— start Given information —
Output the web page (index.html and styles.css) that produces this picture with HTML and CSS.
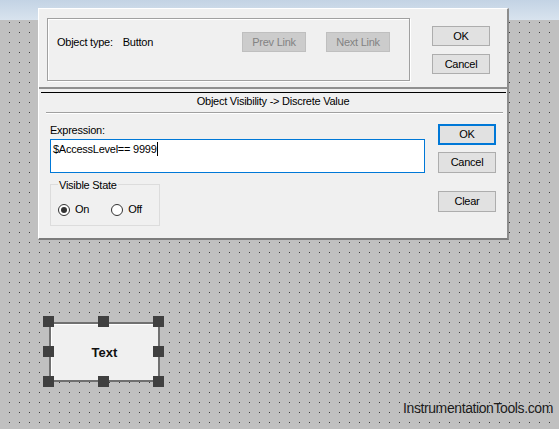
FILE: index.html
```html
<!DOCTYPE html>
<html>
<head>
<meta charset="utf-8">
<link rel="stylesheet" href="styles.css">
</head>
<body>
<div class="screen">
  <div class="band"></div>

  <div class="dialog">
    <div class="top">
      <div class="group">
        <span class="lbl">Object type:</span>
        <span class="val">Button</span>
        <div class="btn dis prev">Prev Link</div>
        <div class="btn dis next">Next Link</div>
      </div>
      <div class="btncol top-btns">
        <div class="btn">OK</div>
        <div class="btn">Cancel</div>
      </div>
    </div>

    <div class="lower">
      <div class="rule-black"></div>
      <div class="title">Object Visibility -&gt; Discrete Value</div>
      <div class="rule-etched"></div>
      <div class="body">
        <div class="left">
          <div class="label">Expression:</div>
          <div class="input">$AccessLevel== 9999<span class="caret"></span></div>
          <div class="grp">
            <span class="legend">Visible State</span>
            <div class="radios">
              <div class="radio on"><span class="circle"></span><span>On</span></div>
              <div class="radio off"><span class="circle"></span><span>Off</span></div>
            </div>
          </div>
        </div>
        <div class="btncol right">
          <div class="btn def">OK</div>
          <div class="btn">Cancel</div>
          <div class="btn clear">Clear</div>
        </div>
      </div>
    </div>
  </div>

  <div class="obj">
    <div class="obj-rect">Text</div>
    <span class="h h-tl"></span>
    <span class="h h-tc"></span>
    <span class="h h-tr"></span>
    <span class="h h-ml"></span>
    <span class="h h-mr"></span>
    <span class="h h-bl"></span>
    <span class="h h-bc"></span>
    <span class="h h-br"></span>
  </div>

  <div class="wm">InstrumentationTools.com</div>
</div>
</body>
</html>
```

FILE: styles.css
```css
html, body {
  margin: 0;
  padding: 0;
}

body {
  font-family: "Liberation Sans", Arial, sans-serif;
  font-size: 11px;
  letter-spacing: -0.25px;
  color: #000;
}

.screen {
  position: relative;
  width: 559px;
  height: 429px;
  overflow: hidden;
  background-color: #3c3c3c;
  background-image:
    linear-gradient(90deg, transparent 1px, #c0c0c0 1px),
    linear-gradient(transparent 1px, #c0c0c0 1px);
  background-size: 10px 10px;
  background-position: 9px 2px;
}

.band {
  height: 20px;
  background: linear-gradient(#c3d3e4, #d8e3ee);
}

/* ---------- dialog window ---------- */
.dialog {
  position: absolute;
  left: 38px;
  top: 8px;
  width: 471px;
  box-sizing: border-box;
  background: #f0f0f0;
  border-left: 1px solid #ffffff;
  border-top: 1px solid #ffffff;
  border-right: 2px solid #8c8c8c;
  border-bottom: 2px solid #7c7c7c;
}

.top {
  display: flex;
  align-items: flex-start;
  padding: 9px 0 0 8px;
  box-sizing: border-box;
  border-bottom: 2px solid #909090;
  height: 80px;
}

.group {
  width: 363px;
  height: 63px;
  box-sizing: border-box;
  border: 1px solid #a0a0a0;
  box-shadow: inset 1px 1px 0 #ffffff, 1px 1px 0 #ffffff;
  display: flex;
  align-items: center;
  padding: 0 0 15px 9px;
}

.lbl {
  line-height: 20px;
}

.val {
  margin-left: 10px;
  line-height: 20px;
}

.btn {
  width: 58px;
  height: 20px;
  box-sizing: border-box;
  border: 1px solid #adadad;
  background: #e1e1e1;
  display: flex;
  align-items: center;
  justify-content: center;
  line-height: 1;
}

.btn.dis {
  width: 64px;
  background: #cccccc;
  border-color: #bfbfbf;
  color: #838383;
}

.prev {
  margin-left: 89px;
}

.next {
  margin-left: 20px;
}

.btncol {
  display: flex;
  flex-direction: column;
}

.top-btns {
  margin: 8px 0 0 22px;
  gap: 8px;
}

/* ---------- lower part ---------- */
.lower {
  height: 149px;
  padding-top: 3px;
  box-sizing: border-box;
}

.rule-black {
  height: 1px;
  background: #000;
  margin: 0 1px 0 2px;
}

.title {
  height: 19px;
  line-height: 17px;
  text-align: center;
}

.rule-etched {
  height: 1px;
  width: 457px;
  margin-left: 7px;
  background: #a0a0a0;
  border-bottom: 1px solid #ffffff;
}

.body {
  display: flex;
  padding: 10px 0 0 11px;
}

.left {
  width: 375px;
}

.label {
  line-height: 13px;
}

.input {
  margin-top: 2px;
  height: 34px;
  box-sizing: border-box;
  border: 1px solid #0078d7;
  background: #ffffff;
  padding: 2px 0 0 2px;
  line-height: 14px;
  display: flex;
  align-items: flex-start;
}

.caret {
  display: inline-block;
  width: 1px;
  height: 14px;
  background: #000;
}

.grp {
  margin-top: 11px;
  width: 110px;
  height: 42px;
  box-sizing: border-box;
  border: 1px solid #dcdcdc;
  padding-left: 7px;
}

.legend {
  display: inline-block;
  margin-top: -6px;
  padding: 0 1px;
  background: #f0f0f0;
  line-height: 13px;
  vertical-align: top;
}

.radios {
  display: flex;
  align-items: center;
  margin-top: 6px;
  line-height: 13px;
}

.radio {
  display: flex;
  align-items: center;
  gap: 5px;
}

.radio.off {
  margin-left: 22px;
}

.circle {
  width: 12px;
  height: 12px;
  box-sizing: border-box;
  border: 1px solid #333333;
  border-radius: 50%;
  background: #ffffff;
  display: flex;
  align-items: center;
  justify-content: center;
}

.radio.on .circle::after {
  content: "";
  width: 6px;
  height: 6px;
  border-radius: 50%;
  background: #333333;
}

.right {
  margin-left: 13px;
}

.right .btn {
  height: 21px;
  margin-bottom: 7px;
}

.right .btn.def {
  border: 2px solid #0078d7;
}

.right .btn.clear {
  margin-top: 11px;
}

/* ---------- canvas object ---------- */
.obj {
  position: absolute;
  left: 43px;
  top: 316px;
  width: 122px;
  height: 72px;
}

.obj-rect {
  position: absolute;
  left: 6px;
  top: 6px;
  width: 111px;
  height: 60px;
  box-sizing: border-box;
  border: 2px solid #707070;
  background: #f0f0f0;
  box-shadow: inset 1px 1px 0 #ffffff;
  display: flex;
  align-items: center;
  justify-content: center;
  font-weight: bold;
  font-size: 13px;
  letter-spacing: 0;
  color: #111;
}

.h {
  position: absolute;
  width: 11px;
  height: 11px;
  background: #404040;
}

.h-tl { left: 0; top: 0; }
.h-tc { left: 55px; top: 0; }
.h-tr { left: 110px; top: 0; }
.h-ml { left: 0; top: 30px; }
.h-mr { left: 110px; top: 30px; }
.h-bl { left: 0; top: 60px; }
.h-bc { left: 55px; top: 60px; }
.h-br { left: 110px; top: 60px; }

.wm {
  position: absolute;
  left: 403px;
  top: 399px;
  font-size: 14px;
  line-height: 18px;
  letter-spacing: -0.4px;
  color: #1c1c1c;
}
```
— end Given information —
— start Given information —
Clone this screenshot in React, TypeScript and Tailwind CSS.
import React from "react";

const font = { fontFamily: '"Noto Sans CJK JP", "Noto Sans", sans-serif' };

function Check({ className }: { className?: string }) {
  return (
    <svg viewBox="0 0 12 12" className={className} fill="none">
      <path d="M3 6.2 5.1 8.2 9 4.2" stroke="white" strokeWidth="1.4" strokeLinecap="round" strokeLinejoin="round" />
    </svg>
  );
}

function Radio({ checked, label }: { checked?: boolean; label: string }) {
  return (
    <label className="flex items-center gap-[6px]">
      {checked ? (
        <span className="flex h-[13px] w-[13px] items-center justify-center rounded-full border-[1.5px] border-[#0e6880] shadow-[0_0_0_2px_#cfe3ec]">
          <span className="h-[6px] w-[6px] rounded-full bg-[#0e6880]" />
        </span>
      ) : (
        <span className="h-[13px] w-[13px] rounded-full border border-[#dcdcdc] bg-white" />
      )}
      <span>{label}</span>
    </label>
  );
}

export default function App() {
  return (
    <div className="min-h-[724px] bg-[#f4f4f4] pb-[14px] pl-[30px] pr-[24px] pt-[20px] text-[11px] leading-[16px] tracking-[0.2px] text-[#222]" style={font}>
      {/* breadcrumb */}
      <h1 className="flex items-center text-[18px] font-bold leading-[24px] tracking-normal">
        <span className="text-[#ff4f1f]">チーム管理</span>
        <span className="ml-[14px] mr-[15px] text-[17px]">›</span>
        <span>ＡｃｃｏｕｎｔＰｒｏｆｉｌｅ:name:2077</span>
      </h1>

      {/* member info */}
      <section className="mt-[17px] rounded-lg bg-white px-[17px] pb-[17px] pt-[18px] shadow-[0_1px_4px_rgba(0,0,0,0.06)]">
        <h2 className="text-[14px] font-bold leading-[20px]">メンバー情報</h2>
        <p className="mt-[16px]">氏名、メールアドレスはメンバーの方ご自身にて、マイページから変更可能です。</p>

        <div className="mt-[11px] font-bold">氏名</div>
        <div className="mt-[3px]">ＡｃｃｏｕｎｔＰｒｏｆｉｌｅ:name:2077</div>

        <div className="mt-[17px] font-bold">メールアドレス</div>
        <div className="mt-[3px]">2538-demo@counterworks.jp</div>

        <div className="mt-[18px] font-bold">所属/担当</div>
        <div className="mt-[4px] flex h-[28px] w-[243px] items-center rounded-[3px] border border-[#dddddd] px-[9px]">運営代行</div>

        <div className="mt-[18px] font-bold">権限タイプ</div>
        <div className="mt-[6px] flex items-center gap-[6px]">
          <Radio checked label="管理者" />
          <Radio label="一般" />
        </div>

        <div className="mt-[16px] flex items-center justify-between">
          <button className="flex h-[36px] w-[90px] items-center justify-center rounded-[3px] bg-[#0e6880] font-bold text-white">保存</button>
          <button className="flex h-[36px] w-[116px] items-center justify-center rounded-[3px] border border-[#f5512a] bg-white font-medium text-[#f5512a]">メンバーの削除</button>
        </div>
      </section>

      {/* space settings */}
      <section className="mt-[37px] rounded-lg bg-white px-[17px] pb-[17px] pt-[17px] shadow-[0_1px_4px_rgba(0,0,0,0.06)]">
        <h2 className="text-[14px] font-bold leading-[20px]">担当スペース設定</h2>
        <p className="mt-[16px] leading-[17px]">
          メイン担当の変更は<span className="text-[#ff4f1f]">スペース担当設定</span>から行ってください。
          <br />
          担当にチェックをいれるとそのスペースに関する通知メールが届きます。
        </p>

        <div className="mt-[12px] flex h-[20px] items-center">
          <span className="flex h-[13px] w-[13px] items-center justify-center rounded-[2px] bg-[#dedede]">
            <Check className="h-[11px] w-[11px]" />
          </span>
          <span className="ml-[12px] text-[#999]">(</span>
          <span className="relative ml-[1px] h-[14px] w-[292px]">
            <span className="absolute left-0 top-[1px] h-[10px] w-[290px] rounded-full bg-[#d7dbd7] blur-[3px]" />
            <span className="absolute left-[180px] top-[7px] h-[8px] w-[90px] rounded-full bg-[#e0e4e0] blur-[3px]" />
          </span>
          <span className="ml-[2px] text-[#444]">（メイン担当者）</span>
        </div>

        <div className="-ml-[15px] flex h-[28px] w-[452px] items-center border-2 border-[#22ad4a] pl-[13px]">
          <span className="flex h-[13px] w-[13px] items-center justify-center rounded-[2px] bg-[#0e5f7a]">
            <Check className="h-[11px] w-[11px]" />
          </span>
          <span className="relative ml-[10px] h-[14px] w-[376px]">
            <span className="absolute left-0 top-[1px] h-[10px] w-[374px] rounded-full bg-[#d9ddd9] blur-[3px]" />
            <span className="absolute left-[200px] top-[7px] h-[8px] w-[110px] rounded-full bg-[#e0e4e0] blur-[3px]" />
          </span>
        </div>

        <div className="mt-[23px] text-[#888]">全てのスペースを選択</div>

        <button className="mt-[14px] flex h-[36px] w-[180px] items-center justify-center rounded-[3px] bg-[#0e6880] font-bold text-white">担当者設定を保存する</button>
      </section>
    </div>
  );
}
— end Given information —
— Aim of the task —
Show all lines from the records above where the word "this" occurs.

— Complete output —
Output the web page (index.html and styles.css) that produces this picture with HTML and CSS.
Clone this screenshot in React, TypeScript and Tailwind CSS.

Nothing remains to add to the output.